Generating predictions from the fitted GP model for all the combinations of 2-D X inputs, and then separating the 2-D outputs into individual arrays for later use:

test = np.stack([np.ravel(X), np.ravel(Y)], axis=1)
y_pred, sigma = gp.predict(test, return_std=True)
y_pred_fromX = y_pred[:,0].reshape(X.shape)
y_pred_fromY = y_pred[:,1].reshape(X.shape)

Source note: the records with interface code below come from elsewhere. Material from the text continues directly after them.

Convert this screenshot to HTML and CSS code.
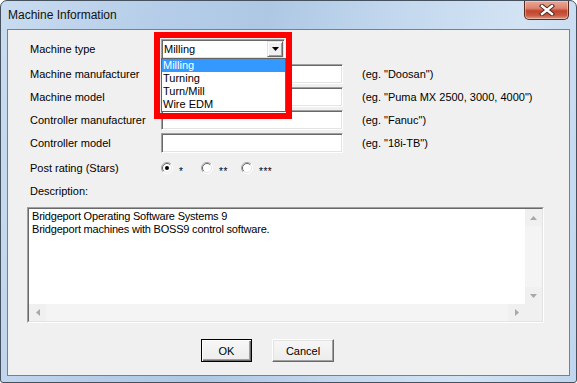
FILE: index.html
```html
<!DOCTYPE html>
<html>
<head>
<meta charset="utf-8">
<title>Machine Information</title>
<link rel="stylesheet" href="styles.css">
</head>
<body>
<div class="window">
  <div class="titlebar">
    <span class="title">Machine Information</span>
    <div class="close">
      <svg width="16" height="12" viewBox="0 0 16 12">
        <path d="M3,2 L13,10 M13,2 L3,10" stroke="#4a2218" stroke-width="4.2" stroke-linecap="square" fill="none"/>
        <path d="M3,2 L13,10 M13,2 L3,10" stroke="#fff" stroke-width="2.4" stroke-linecap="square" fill="none"/>
      </svg>
    </div>
  </div>
  <div class="client">
    <div class="form">
      <div class="row row-first">
        <span class="lbl">Machine type</span>
        <div class="combo">
          <span class="combo-text">Milling</span>
          <span class="combo-btn">
            <svg width="7" height="4" viewBox="0 0 7 4"><polygon points="0,0 7,0 3.5,4" fill="#000"/></svg>
          </span>
        </div>
      </div>
      <div class="row">
        <span class="lbl">Machine manufacturer</span>
        <div class="field"></div>
        <span class="hint">(eg. "Doosan")</span>
      </div>
      <div class="row">
        <span class="lbl">Machine model</span>
        <div class="field"></div>
        <span class="hint">(eg. "Puma MX 2500, 3000, 4000")</span>
      </div>
      <div class="row">
        <span class="lbl">Controller manufacturer</span>
        <div class="field"></div>
        <span class="hint">(eg. "Fanuc")</span>
      </div>
      <div class="row row-gap">
        <span class="lbl">Controller model</span>
        <div class="field"></div>
        <span class="hint">(eg. "18i-TB")</span>
      </div>
      <div class="row">
        <span class="lbl">Post rating (Stars)</span>
        <div class="radios">
          <span class="opt">
            <svg width="12" height="12" viewBox="0 0 12 12">
              <circle cx="6" cy="6" r="5.5" fill="#fff"/>
              <path d="M2.1,9.9 A5.5,5.5 0 0 1 9.9,2.1" fill="none" stroke="#a0a0a0"/>
              <path d="M9.9,2.1 A5.5,5.5 0 0 1 2.1,9.9" fill="none" stroke="#fff"/>
              <path d="M2.8,9.2 A4.5,4.5 0 0 1 9.2,2.8" fill="none" stroke="#696969"/>
              <path d="M9.2,2.8 A4.5,4.5 0 0 1 2.8,9.2" fill="none" stroke="#e3e3e3"/>
              <circle cx="6" cy="6" r="2" fill="#000"/>
            </svg>
            <span class="star">*</span>
          </span>
          <span class="opt">
            <svg width="12" height="12" viewBox="0 0 12 12">
              <circle cx="6" cy="6" r="5.5" fill="#fff"/>
              <path d="M2.1,9.9 A5.5,5.5 0 0 1 9.9,2.1" fill="none" stroke="#a0a0a0"/>
              <path d="M9.9,2.1 A5.5,5.5 0 0 1 2.1,9.9" fill="none" stroke="#fff"/>
              <path d="M2.8,9.2 A4.5,4.5 0 0 1 9.2,2.8" fill="none" stroke="#696969"/>
              <path d="M9.2,2.8 A4.5,4.5 0 0 1 2.8,9.2" fill="none" stroke="#e3e3e3"/>
            </svg>
            <span class="star">**</span>
          </span>
          <span class="opt">
            <svg width="12" height="12" viewBox="0 0 12 12">
              <circle cx="6" cy="6" r="5.5" fill="#fff"/>
              <path d="M2.1,9.9 A5.5,5.5 0 0 1 9.9,2.1" fill="none" stroke="#a0a0a0"/>
              <path d="M9.9,2.1 A5.5,5.5 0 0 1 2.1,9.9" fill="none" stroke="#fff"/>
              <path d="M2.8,9.2 A4.5,4.5 0 0 1 9.2,2.8" fill="none" stroke="#696969"/>
              <path d="M9.2,2.8 A4.5,4.5 0 0 1 2.8,9.2" fill="none" stroke="#e3e3e3"/>
            </svg>
            <span class="star">***</span>
          </span>
        </div>
      </div>
      <div class="row">
        <span class="lbl">Description:</span>
      </div>
    </div>

    <div class="desc">
      <div class="desc-inner">
        <div class="desc-text">Bridgeport Operating Software Systems 9<br>Bridgeport machines with BOSS9 control software.</div>
        <div class="vscroll">
          <span class="sb-btn"><svg width="7" height="4" viewBox="0 0 7 4"><polygon points="3.5,0 7,4 0,4" fill="#a8a8a8"/></svg></span>
          <span class="sb-track"></span>
          <span class="sb-btn"><svg width="7" height="4" viewBox="0 0 7 4"><polygon points="0,0 7,0 3.5,4" fill="#a8a8a8"/></svg></span>
        </div>
        <div class="hscroll">
          <span class="sb-btn"><svg width="4" height="7" viewBox="0 0 4 7"><polygon points="4,0 4,7 0,3.5" fill="#a8a8a8"/></svg></span>
          <span class="sb-track"></span>
          <span class="sb-btn"><svg width="4" height="7" viewBox="0 0 4 7"><polygon points="0,0 4,3.5 0,7" fill="#a8a8a8"/></svg></span>
        </div>
        <div class="corner"></div>
      </div>
    </div>

    <div class="buttons">
      <button class="btn btn-default">OK</button>
      <button class="btn btn-cancel">Cancel</button>
    </div>

    <div class="highlight"></div>
    <ul class="droplist">
      <li class="selected">Milling</li>
      <li>Turning</li>
      <li>Turn/Mill</li>
      <li>Wire EDM</li>
    </ul>
  </div>
</div>
</body>
</html>
```
FILE: styles.css
```css
* {
  box-sizing: border-box;
}

html, body {
  margin: 0;
  padding: 0;
  background: #ffffff;
}

body {
  width: 577px;
  height: 383px;
  overflow: hidden;
  font-family: "Liberation Sans", Arial, sans-serif;
  font-size: 11px;
  color: #000;
}

.window {
  width: 577px;
  height: 383px;
  border: 1px solid #45515e;
  border-radius: 7px 7px 3px 3px;
  background: linear-gradient(100deg, #c9dcf0 0%, #b5cde8 25%, #aec8e4 42%, #c3d8ee 62%, #d3e3f4 82%, #c0d6ee 100%);
  display: flex;
  flex-direction: column;
}

.titlebar {
  height: 28px;
  flex: none;
  display: flex;
  align-items: flex-start;
}

.title {
  font-size: 12px;
  line-height: 14px;
  padding: 7px 0 0 7px;
  color: #111;
}

.close {
  margin-left: auto;
  margin-right: 7px;
  width: 45px;
  height: 19px;
  border: 1px solid #5a2a20;
  border-top: none;
  border-radius: 0 0 5px 5px;
  background: linear-gradient(180deg, #eaa796 0%, #dc8570 40%, #c3432c 55%, #c85a42 80%, #e09a83 100%);
  box-shadow: inset 0 0 0 1px rgba(255, 255, 255, 0.35);
  display: flex;
  align-items: center;
  justify-content: center;
}

.client {
  flex: 1;
  margin: 0 6px 6px;
  border: 1px solid #6f8296;
  background: #f0f0f0;
  position: relative;
}

.form {
  padding: 9px 0 0 22px;
}

.row {
  display: flex;
  align-items: center;
  height: 20px;
  margin-bottom: 3px;
}

.row-first,
.row-gap {
  margin-bottom: 5px;
}

.lbl {
  width: 131px;
  flex: none;
  white-space: nowrap;
}

.field {
  width: 182px;
  height: 20px;
  flex: none;
  background: #fff;
  border: 1px solid;
  border-color: #a0a0a0 #ffffff #ffffff #a0a0a0;
  box-shadow: inset 1px 1px 0 #696969, inset -1px -1px 0 #e3e3e3;
}

.hint {
  margin-left: 19px;
  white-space: nowrap;
}

.combo {
  width: 124px;
  height: 20px;
  flex: none;
  background: #fff;
  border: 1px solid;
  border-color: #a0a0a0 #ffffff #ffffff #a0a0a0;
  box-shadow: inset 1px 1px 0 #696969, inset -1px -1px 0 #e3e3e3;
  padding: 1px;
  display: flex;
  align-items: stretch;
}

.combo-text {
  flex: 1;
  padding-left: 1px;
  line-height: 16px;
}

.combo-btn {
  width: 16px;
  flex: none;
  background: #f0f0f0;
  border: 1px solid;
  border-color: #e3e3e3 #696969 #696969 #e3e3e3;
  box-shadow: inset 1px 1px 0 #fff, inset -1px -1px 0 #a0a0a0;
  display: flex;
  align-items: center;
  justify-content: center;
}

.radios {
  display: flex;
  align-items: center;
  padding-left: 0;
}

.opt {
  width: 40px;
  display: flex;
  align-items: center;
}

.opt svg {
  flex: none;
}

.star {
  margin-left: 6px;
  font-size: 10px;
  line-height: 10px;
  height: 10px;
  padding-top: 4px;
  letter-spacing: 0.5px;
}

.desc {
  margin: 6px 0 0 19px;
  width: 517px;
  height: 116px;
  border: 1px solid;
  border-color: #a0a0a0 #ffffff #ffffff #a0a0a0;
}

.desc-inner {
  width: 100%;
  height: 100%;
  border: 1px solid;
  border-color: #696969 #e3e3e3 #e3e3e3 #696969;
  background: #fff;
  display: grid;
  grid-template-columns: 1fr 17px;
  grid-template-rows: 1fr 17px;
}

.desc-text {
  padding: 1px 0 0 3px;
  line-height: 13px;
  letter-spacing: -0.2px;
}

.vscroll {
  display: flex;
  flex-direction: column;
  background: #f4f4f4;
}

.hscroll {
  display: flex;
  background: #f4f4f4;
}

.sb-btn {
  width: 17px;
  height: 17px;
  flex: none;
  display: flex;
  align-items: center;
  justify-content: center;
  background: #f0f0f0;
}

.sb-track {
  flex: 1;
}

.corner {
  background: #f0f0f0;
}

.buttons {
  display: flex;
  gap: 20px;
  margin-top: 16px;
  padding-left: 193px;
}

.btn {
  height: 23px;
  font-family: "Liberation Sans", Arial, sans-serif;
  font-size: 11px;
  color: #000;
  background: linear-gradient(180deg, #f7f7f7 0%, #ececec 100%);
  border: 1px solid;
  padding: 0;
  margin: 0;
}

.btn-default {
  width: 51px;
  border-color: #000;
  box-shadow: inset 1px 1px 0 #fff, inset -1px -1px 0 #696969, inset -2px -2px 0 #a0a0a0;
}

.btn-cancel {
  width: 62px;
  border-color: #ffffff #696969 #696969 #ffffff;
  box-shadow: inset -1px -1px 0 #a0a0a0, inset 1px 1px 0 #e3e3e3;
}

.highlight {
  position: absolute;
  left: 146px;
  top: 2px;
  width: 138px;
  height: 87px;
  border: 6px solid #ff0000;
}

.droplist {
  position: absolute;
  left: 153px;
  top: 28px;
  width: 125px;
  height: 54px;
  margin: 0;
  padding: 0;
  list-style: none;
  background: #fff;
  border: 1px solid #646464;
}

.droplist li {
  height: 13px;
  line-height: 13px;
  padding-left: 1px;
}

.droplist li.selected {
  background: #3399ff;
  color: #fff;
}
```
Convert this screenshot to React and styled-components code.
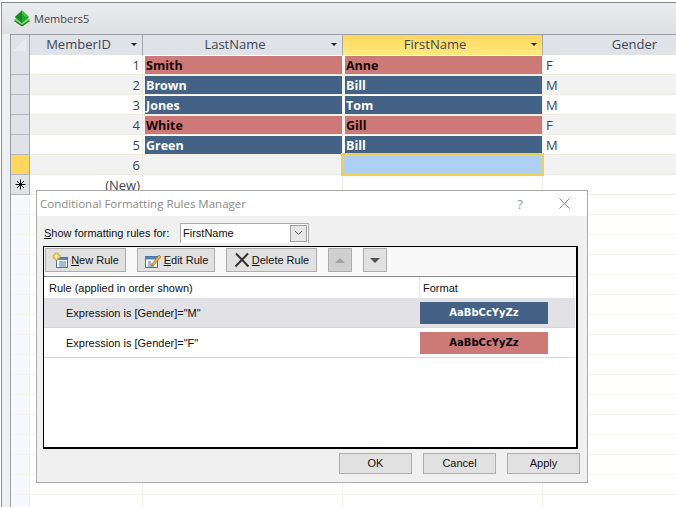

For the first dimension of the 2-D output, we plot the actual & predicted values as contours, with the axes representing the 2-D inputs:

import matplotlib.pyplot as plt

plt.figure(figsize=(10,5))
plt.subplot(121)
plt.contour(X, Y, np.sin(X), 20)
plt.title('1st dim: True')
plt.subplot(122)
plt.contour(X, Y, y_pred_fromX, 20)
plt.title('1st dim: Predicted')

Same for the second dimension of the 2-D output:

plt.figure(figsize=(10,5))
plt.subplot(121)
plt.contour(X, Y, np.sin(Y), 20)
plt.title('2nd dim: True')
plt.subplot(122)
plt.contour(X, Y, y_pred_fromY, 20)
plt.title('2nd dim: Predicted')

Focussing on the 2-D output alone, scatterplots of joint occurences are not particularly helpful. Here the axes are the 2-D output values:

plt.figure(figsize=(10,5))
plt.subplot(121)
plt.scatter(np.sin(X), np.sin(Y))
plt.title('True: scatterplot')
plt.subplot(122)
plt.scatter(y_pred_fromX, y_pred_fromY)
plt.title('Predicted: scatterplot')

But Seaborn's jointplots are much more useful. Once again, axes are 2-D output values, and the plot represents a calculated density:

import seaborn as sns

plt.figure()
sns.jointplot(x=np.sin(X), y=np.sin(Y), kind='kde')
plt.title('True: jointplot')
plt.figure()
sns.jointplot(x=y_pred_fromX, y=y_pred_fromY, kind='kde')
plt.title('Predicted: jointplot')

Related Solutions

Solved – Why the RMSE of training is very small but the test error is very big

I think the problem that you get is an Overfitting in the model which you created.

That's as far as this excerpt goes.